On 27 September 2023, Morocco was selected as the host of the 2025 Africa Cup of Nations. On 4 October 2023, the FIFA Council unanimously approved Spain, Portugal and Morocco as the sole bids for the tournament.

==Major sports events hosting experiences==
Spain, Portugal and Morocco have all hosted various major sporting events, including:

- Spain:
  - Mediterranean Games (multiple editions)
  - Intercontinental Cup (multiple editions)
  - UEFA Euro (1964 and 2020 editions)
  - 1982 FIFA World Cup
  - 1992 Summer Olympics
  - 1992 Summer Paralympics
  - UEFA Futsal Championship (1996 and 1999 editions)
  - 1996 FIFA Futsal World Championship
  - 1999 Summer Universiade
  - 2001 European Youth Summer Olympic Festival
  - 2007 European Youth Olympic Winter Festival
- Portugal:
  - Intercontinental Cup (1961 and 1962 editions)
  - 1961 UEFA European Championship (U-18)
  - 1991 FIFA World Youth Championship (U-20)
  - 2003 UEFA European Championship (U-17)
  - UEFA Euro 2004
  - 2006 UEFA European Championship (U-21)
  - 2007 UEFA Futsal Championship
  - 2009 Lusofonia Games
  - 2015 FIFA Beach Soccer World Cup
  - 2019 UEFA Nations League Finals
- Morocco:
  - Pan Arab Games (1961 and 1985 editions)
  - 1983 Mediterranean Games
  - Futsal Africa Cup of Nations (2020, 2024 and 2026 editions)
  - Africa Cup of Nations (1988 and 2025 editions)
  - 1997 African Youth Championship (U-20)
  - U-17 Africa Cup of Nations (2013, 2025 and 2026 editions)
  - U-23 Africa Cup of Nations (2011 and 2023 editions)
  - FIFA Club World Cup (multiple editions)
  - 2018 African Nations Championship
  - 2019 African Games
  - 2025 Women's Futsal Africa Cup of Nations
  - Women's Africa Cup of Nations (2022 and 2024 editions)
  - FIFA U-17 Women's World Cup (2025, 2026, 2027, 2028 and 2029 editions)

==Key people==

=== Presidents ===
- Fouzi Lekjaa, president of the Royal Moroccan Football Federation
- Fernando Gomes, president of the Portuguese Football Federation
- Fernando Sanz, president of the Royal Spanish Football Federation

=== Ambassadors ===
- Cristiano Ronaldo
- Andrés Iniesta
- Noureddine Naybet

==Proposed venues==

On 14 July 2022, the Royal Spanish Football Federation unveiled a shortlist including 15 stadiums in Spain. It was decided 11 Spanish stadiums will be selected with three Portuguese ones for the Spain–Portugal 2030 FIFA World Cup bid but when Morocco joined the bid there is a possibility that Spain will select 6 or 7 stadiums.
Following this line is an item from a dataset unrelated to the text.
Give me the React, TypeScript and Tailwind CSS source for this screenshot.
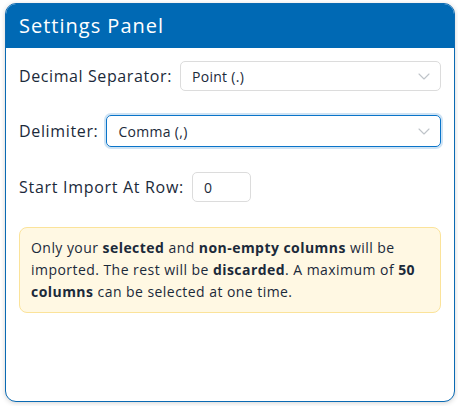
import React from "react";

const Chevron = () => (
  <svg width="12" height="7" viewBox="0 0 12 7" fill="none" className="shrink-0">
    <path d="M1 1l5 5 5-5" stroke="#bfc4c9" strokeWidth="1.1" strokeLinecap="round" strokeLinejoin="round" />
  </svg>
);

export default function App() {
  return (
    <div className="w-[458px] h-[406px] bg-white pt-[3px] pl-[5px]" style={{ fontFamily: '"Open Sans", "Noto Sans", sans-serif' }}>
      <div className="w-[450px] h-[399px] rounded-[11px] border border-[#0a6ab3] bg-white overflow-hidden shadow-[0_1px_5px_rgba(0,0,0,0.18)] flex flex-col">
        <div className="h-[44px] bg-[#0069b4] flex items-center px-[13px] shrink-0">
          <span className="text-white text-[20px] leading-none tracking-[1px]">Settings Panel</span>
        </div>
        <div className="flex flex-col px-[13px] pt-[13px] text-[#1b2a3a]">
          <div className="flex items-center gap-[8px] h-[30px]">
            <span className="text-[16px] whitespace-nowrap tracking-[0.6px]">Decimal Separator:</span>
            <div className="flex-1 h-[30px] rounded-[5px] border border-[#dcdcdc] flex items-center justify-between pl-[11px] pr-[10px]">
              <span className="text-[14px] tracking-[0.3px]">Point (.)</span>
              <Chevron />
            </div>
          </div>
          <div className="flex items-center gap-[8px] h-[32px] mt-[24px]">
            <span className="text-[16px] whitespace-nowrap tracking-[0.65px]">Delimiter:</span>
            <div className="flex-1 h-[32px] rounded-[5px] border border-[#0a74c9] shadow-[0_0_0_2px_rgba(10,116,201,0.2)] flex items-center justify-between pl-[11px] pr-[10px]">
              <span className="text-[14px] tracking-[0.3px]">Comma (,)</span>
              <Chevron />
            </div>
          </div>
          <div className="flex items-center gap-[8px] h-[30px] mt-[25px]">
            <span className="text-[16px] whitespace-nowrap tracking-[0.7px]">Start Import At Row:</span>
            <div className="w-[59px] h-[30px] rounded-[5px] border border-[#dcdcdc] flex items-center pl-[11px]">
              <span className="text-[14px]">0</span>
            </div>
          </div>
          <div className="mt-[25px] rounded-[8px] border border-[#fbe39a] bg-[#fff8e3] px-[11px] py-[9px] text-[14px] leading-[22px] tracking-[0.45px]">
            Only your <b>selected</b> and <b>non-empty columns</b> will be imported. The rest will be <b>discarded</b>. A maximum of <b>50 columns</b> can be selected at one time.
          </div>
        </div>
      </div>
    </div>
  );
}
On 22 June 2023, the president of the Royal Moroccan Football Federation Fouzi Lekjaa revealed the list of cities and stadiums that Morocco will present as part of the candidacy file to host the 2030 World Cup in a joint file with Spain and Portugal, as it was decided that 6 stadiums will be selected over 6 cities, of which 5 were previously built and will undergo a number of renovations.
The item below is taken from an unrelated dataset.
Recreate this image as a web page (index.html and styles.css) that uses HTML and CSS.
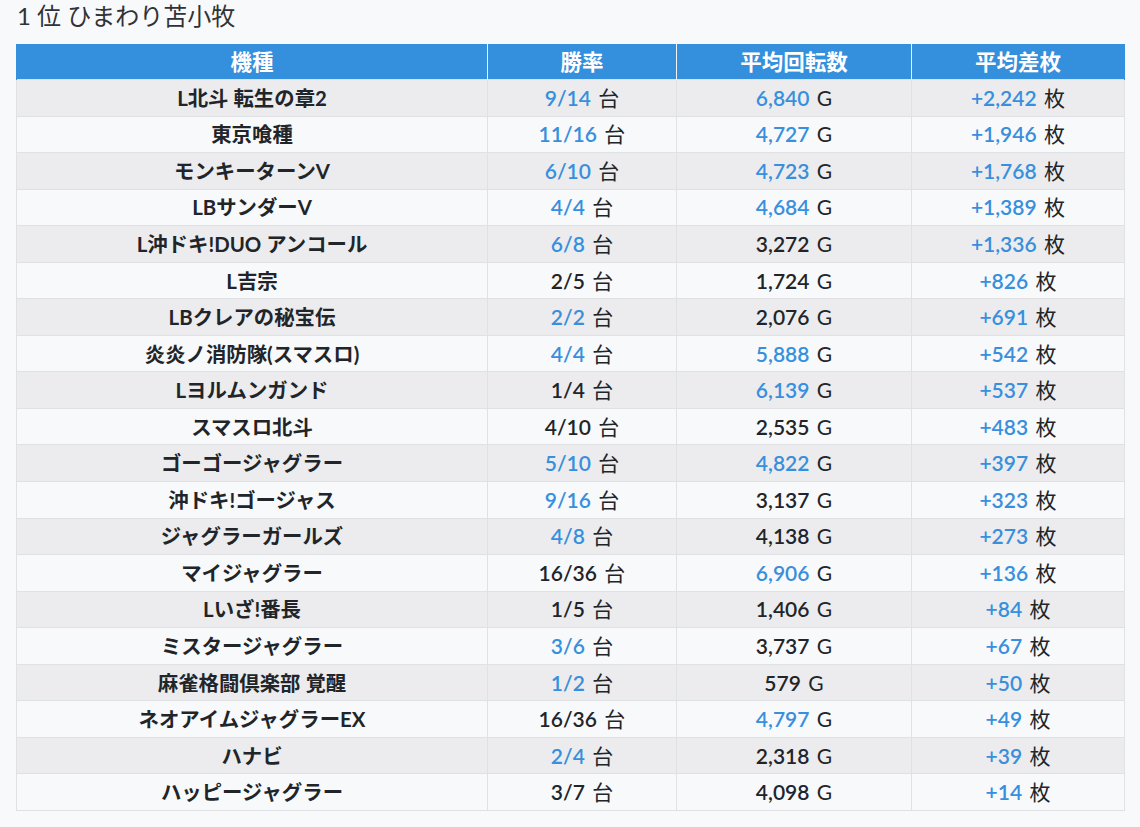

On 19 July 2024, the Royal Spanish Football Federation unveiled the 11 selected Spanish venues, discarding Valencia, Vigo, Murcia and Gijón.
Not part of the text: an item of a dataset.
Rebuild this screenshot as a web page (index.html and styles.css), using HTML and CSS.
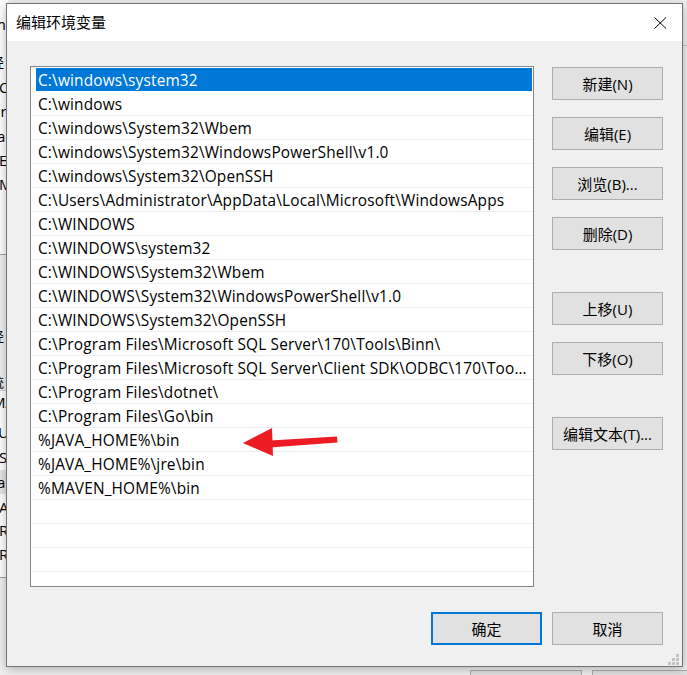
FILE: index.html
```html
<!DOCTYPE html>
<html lang="zh-CN">
<head>
<meta charset="utf-8">
<title>编辑环境变量</title>
<link rel="stylesheet" href="styles.css">
</head>
<body>
<div class="desk">
  <div class="bgleft">
    <span class="frag f1">m</span>
    <span class="frag f2">经</span>
    <span class="frag f3">C</span>
    <span class="frag f4">er</span>
    <span class="frag f5">a</span>
    <span class="frag f6">E</span>
    <span class="frag f7">M</span>
    <div class="bgline l1"></div>
    <div class="bggrey g1"></div>
    <span class="frag f8">经</span>
    <span class="frag f9">统</span>
    <span class="frag f10">MA</span>
    <span class="frag f11">U</span>
    <span class="frag f12">S</span>
    <div class="bggrey g2"></div>
    <span class="frag f13">a</span>
    <span class="frag f14">A</span>
    <span class="frag f15">R</span>
    <span class="frag f16">R</span>
    <div class="bggrey g3"></div>
  </div>
  <div class="bgright"></div>
  <div class="bgbtn bb1"></div>
  <div class="bgbtn bb2"></div>

  <div class="dialog">
    <div class="titlebar">
      <span class="title">编辑环境变量</span>
      <span class="close">
        <svg width="13" height="12" viewBox="0 0 13 12"><path d="M0.5 0.5 L12 11.5 M12 0.5 L0.5 11.5" stroke="#000" stroke-width="1" fill="none"/></svg>
      </span>
    </div>
    <div class="body">
      <div class="main">
        <div class="list">
          <div class="row sel">C:\windows\system32</div>
          <div class="row">C:\windows</div>
          <div class="row">C:\windows\System32\Wbem</div>
          <div class="row">C:\windows\System32\WindowsPowerShell\v1.0</div>
          <div class="row">C:\windows\System32\OpenSSH</div>
          <div class="row">C:\Users\Administrator\AppData\Local\Microsoft\WindowsApps</div>
          <div class="row">C:\WINDOWS</div>
          <div class="row">C:\WINDOWS\system32</div>
          <div class="row">C:\WINDOWS\System32\Wbem</div>
          <div class="row">C:\WINDOWS\System32\WindowsPowerShell\v1.0</div>
          <div class="row">C:\WINDOWS\System32\OpenSSH</div>
          <div class="row">C:\Program Files\Microsoft SQL Server\170\Tools\Binn\</div>
          <div class="row">C:\Program Files\Microsoft SQL Server\Client SDK\ODBC\170\Tools\Binn\</div>
          <div class="row">C:\Program Files\dotnet\</div>
          <div class="row">C:\Program Files\Go\bin</div>
          <div class="row">%JAVA_HOME%\bin</div>
          <div class="row">%JAVA_HOME%\jre\bin</div>
          <div class="row">%MAVEN_HOME%\bin</div>
          <div class="row"></div>
          <div class="row"></div>
          <div class="row"></div>
          <div class="row"></div>
          <div class="row"></div>
        </div>
        <div class="side">
          <button class="btn">新建(N)</button>
          <button class="btn">编辑(E)</button>
          <button class="btn">浏览(B)...</button>
          <button class="btn">删除(D)</button>
          <button class="btn big-gap">上移(U)</button>
          <button class="btn">下移(O)</button>
          <button class="btn big-gap">编辑文本(T)...</button>
        </div>
      </div>
      <div class="footer">
        <button class="btn primary">确定</button>
        <button class="btn">取消</button>
      </div>
    </div>
    <div class="grip">
      <svg width="11" height="11" viewBox="0 0 11 11" fill="#c2c2c2">
        <rect x="8" y="0" width="3" height="3"/>
        <rect x="4" y="4" width="3" height="3"/><rect x="8" y="4" width="3" height="3"/>
        <rect x="0" y="8" width="3" height="3"/><rect x="4" y="8" width="3" height="3"/><rect x="8" y="8" width="3" height="3"/>
      </svg>
    </div>
  </div>

  <svg class="arrow" width="100" height="36" viewBox="0 0 100 36">
    <polygon points="3,19 32,4 33,32" fill="#ed1c24"/>
    <polygon points="30,16.5 97,12.5 97.5,18.5 30,23.5" fill="#ed1c24"/>
  </svg>
</div>
</body>
</html>
```

FILE: styles.css
```css
html, body {
  margin: 0;
  padding: 0;
}
body {
  width: 687px;
  height: 675px;
  overflow: hidden;
  background: #f0f0f0;
  font-family: "Open Sans", "Noto Sans CJK SC", sans-serif;
  font-size: 15px;
  color: #000;
}
.desk {
  position: relative;
  width: 687px;
  height: 675px;
  overflow: hidden;
  background: #f0f0f0;
}

/* background window fragments */
.bgleft {
  position: absolute;
  left: 0;
  top: 0;
  width: 8px;
  height: 667px;
  background: #fff;
  overflow: hidden;
}
.frag {
  position: absolute;
  left: -4px;
  line-height: 20px;
  white-space: nowrap;
}
.f1 { top: 14px; left: -8px; }
.f2 { top: 52px; left: -9px; font-size: 13px; }
.f3 { top: 77px; left: -1px; }
.f4 { top: 101px; left: -8px; }
.f5 { top: 126px; left: -3px; }
.f6 { top: 150px; left: -1px; }
.f7 { top: 174px; left: -1px; }
.bgline {
  position: absolute;
  left: 0;
  width: 8px;
  height: 1px;
  background: #a0a0a0;
}
.l1 { top: 254px; }
.bggrey {
  position: absolute;
  left: 0;
  width: 8px;
  background: #f0f0f0;
}
.g1 { top: 255px; height: 135px; border-bottom: 1px solid #d0d0d0; }
.f8 { top: 326px; left: -9px; font-size: 13px; z-index: 1; }
.f9 { top: 372px; left: -9px; font-size: 13px; z-index: 1; }
.f10 { top: 392px; left: -8px; }
.f11 { top: 422px; left: -2px; }
.f12 { top: 447px; left: -1px; }
.g2 { top: 470px; height: 24px; background: #e5e5e5; }
.f13 { top: 472px; left: -3px; z-index: 1; }
.f14 { top: 497px; left: -1px; }
.f15 { top: 520px; left: -1px; }
.f16 { top: 544px; left: -1px; }
.g3 { top: 577px; height: 90px; border-top: 1px solid #a0a0a0; }

.bgright {
  position: absolute;
  left: 683px;
  top: 45px;
  width: 4px;
  height: 1px;
  background: #c8c8c8;
}
.bgbtn {
  position: absolute;
  top: 670px;
  height: 12px;
  box-sizing: border-box;
  border: 1px solid #adadad;
  background: #e1e1e1;
}
.bb1 { left: 470px; width: 112px; }
.bb2 { left: 592px; width: 100px; }

/* dialog */
.dialog {
  position: absolute;
  left: 6px;
  top: 3px;
  width: 677px;
  height: 664px;
  box-sizing: border-box;
  border: 1px solid #737373;
  background: #f0f0f0;
  box-shadow: 0 2px 10px rgba(0, 0, 0, 0.28);
  display: flex;
  flex-direction: column;
}
.titlebar {
  height: 37px;
  flex: none;
  background: #fff;
  display: flex;
  align-items: center;
  padding-left: 9px;
}
.title {
  font-size: 15px;
  line-height: 20px;
  margin-top: -2px;
}
.close {
  margin-left: auto;
  margin-right: 15px;
  width: 13px;
  height: 12px;
  margin-top: 0px;
  display: block;
}
.close svg { display: block; }

.body {
  flex: 1;
  padding: 25px 19px 0 23px;
  display: flex;
  flex-direction: column;
}
.main {
  display: flex;
  justify-content: space-between;
}
.list {
  width: 504px;
  height: 521px;
  box-sizing: border-box;
  border: 1px solid #828790;
  background: #fff;
  padding: 1px;
  overflow: hidden;
}
.row {
  height: 22px;
  padding-top: 1px;
  line-height: 23px;
  font-size: 15.4px;
  letter-spacing: 0.17px;
  border-bottom: 1px solid #ededed;
  padding-left: 6px;
  padding-right: 3px;
  white-space: nowrap;
  overflow: hidden;
  text-overflow: ellipsis;
}
.row.sel {
  color: #fff;
  background: linear-gradient(#0078d7, #0078d7) 4px 0 / calc(100% - 4px) 100% no-repeat;
  border-bottom-color: #fff;
}

.side {
  display: flex;
  flex-direction: column;
  gap: 17px;
  padding-top: 1px;
}
.btn {
  width: 111px;
  height: 33px;
  box-sizing: border-box;
  border: 1px solid #adadad;
  background: #e1e1e1;
  font-family: inherit;
  font-size: 15px;
  color: #000;
  padding: 0;
  margin: 0;
  line-height: 20px;
}
.big-gap { margin-top: 25px; }
.footer {
  display: flex;
  justify-content: flex-end;
  gap: 10px;
  margin-top: 25px;
}
.btn.primary {
  border: 2px solid #0078d7;
}
.grip {
  position: absolute;
  right: 3px;
  bottom: 1px;
  width: 11px;
  height: 11px;
}
.grip svg { display: block; }

.arrow {
  position: absolute;
  left: 240px;
  top: 424px;
  pointer-events: none;
}
```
† denotes stadium used for previous men's World Cup tournament (Spain only)
⋆ planned stadiums to be built
+ stadiums that will undergo renovation

List of cities and stadiums proposed for the tournament
| Country | City | Stadium | Capacity | Image |
| Spain | Madrid | Estadio Santiago Bernabéu † | 78,297 |  |
| Estadio Metropolitano | 70,650 |  |
| Barcelona | Camp Nou † + | 103,447 (after renovation) |  |
| RCDE Stadium | 53,633 |  |
| Seville | Estadio La Cartuja + | 71,000 (after renovation) |  |
| Zaragoza | Estadio Nueva Romareda * | 43,144 (new) |  |
| Málaga | Estadio La Rosaleda † + | 45,000 (after renovation) |  |
| Bilbao | Estadio San Mamés | 53,633 |  |
| A Coruña | Estadio Riazor † + | 48,015 (after renovation) |  |
| Las Palmas | Estadio de Gran Canaria + | 44,500 (after renovation) |  |
| San Sebastián | Estadio Anoeta | 42,300 |  |
| Portugal | Lisbon | Estádio da Luz | 65,209 |  |
| Estádio José Alvalade | 50,103 |  |
| Porto | Estádio do Dragão | 51,075 |  |
| Morocco | Rabat | Prince Moulay Abdellah Stadium * | 68,700 (new) |  |
| Casablanca | Hassan II Stadium * | 115,000 (new) |  |
| Marrakesh | Marrakesh Stadium + | 45,860 (after renovation) |  |
| Tangier | Tangier Grand Stadium + | 75,600 (after renovation) |  |
| Fez | Fez Stadium + | 55,800 (after renovation) |  |
| Agadir | Adrar Stadium + | 46,000 (after renovation) |  |

==Marketing==
The bid slogan, "Yalla Vamos 2030", and visual identity was unveiled on 19 March 2024 at a press conference in Lisbon. This dynamic phrase featured prominently in the official logo of the 2030 World Cup bid, along with a vibrant depiction of the number 30 surrounding the football with the sun and the sea. Symbolizing the year of the tournament, the number was artfully incorporated with colors inspired by the flags of the three host countries. The bid is under the slogan: "Yalla Vamos 2030" meaning "Let's Go" in Arabic (Yalla), Portuguese and Spanish (Vamos), captures the essence of unity and excitement for the upcoming event.